The bank’s approach reflects how client needs have changed, Dowd says. “Research used to be about evaluating and interpreting public information. That’s still important. Clients care about what our analysts think of quarterly releases and how the year is evolving. Now they also expect us to bring them data – data that is not easily available elsewhere, data that we’ve collected ourselves.”

But specialist data collectors are often unsure what data to collect, and research analysts at banks are sometimes uncertain how to get hold of it, Dowd explains. UBS figured that a team like Evidence Lab’s combining both sets of skills would be valuable, not least because the data gathered would become more valuable as the new unit gathered more of it.

The abundance of data means clients need help to make sense of it, even in cases where the findings are not new. Proving that a consensus is correct can save time for buy-siders for whom time is precious, Dowd points out. “None of our clients wants to be fire-hosed with even more data today than yesterday,” he says.

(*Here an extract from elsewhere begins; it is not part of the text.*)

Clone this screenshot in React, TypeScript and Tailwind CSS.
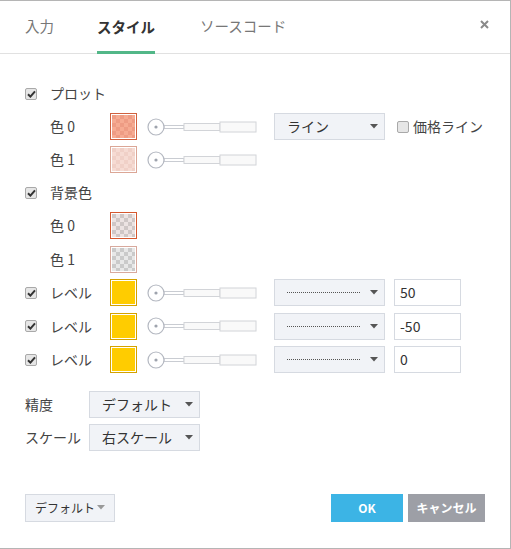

The firm put its data capabilities to work last year in a series of reports on how cobalt supplies might affect battery production for electric cars – finding that concerns about possible shortages are unfounded.

UBS used satellite imagery to track activity at mines in the Democratic Republic of Congo, the world’s biggest producer of cobalt. The team also identified privately owned discarded cobalt from historical copper mining in the region that adds up to a supply surplus that will last six years at least.

Now clients also expect us to bring them data – data that is not easily available elsewhere, data that we’ve collected ourselves
Daniel Dowd, UBS

Even the realms of science fiction can be subjected to fact-finding, UBS has shown. In another report, the bank drew on a survey of business travellers in addition to other data to assess the growth potential of the space travel industry.

“Our client base is heterogeneous. Some want a short-term perspective. Many want a long-term view. Most want both. These kinds of pieces provide clients with a roadmap for how change could play out and what to look for,” Dowd explains.

Xu points to UBS research on the solar power industry as another highlight. That research found the sector was at a “global cost inflection point”, with solar electricity generation becoming cheaper than fossil fuel energy, he says.

The Evidence Lab separation has also been helpful in driving demand for published research, Dowd says: “When clients start using data from Evidence Lab, they typically want to talk more to our publishing analysts.” The publishing analysts often have years of experience working with the data, he points out. “One of the most valuable things a buy-side client can do is phone an analyst and get their perspective. It leads to more conversations, not fewer.”

As for the future, Dowd sees the balance of skills required of analysts changing in favour of those most comfortable handling data. Research at UBS today is a “relentlessly evidence-based” process, he says.

Going forward, expect UBS to hire more technicians than talking heads.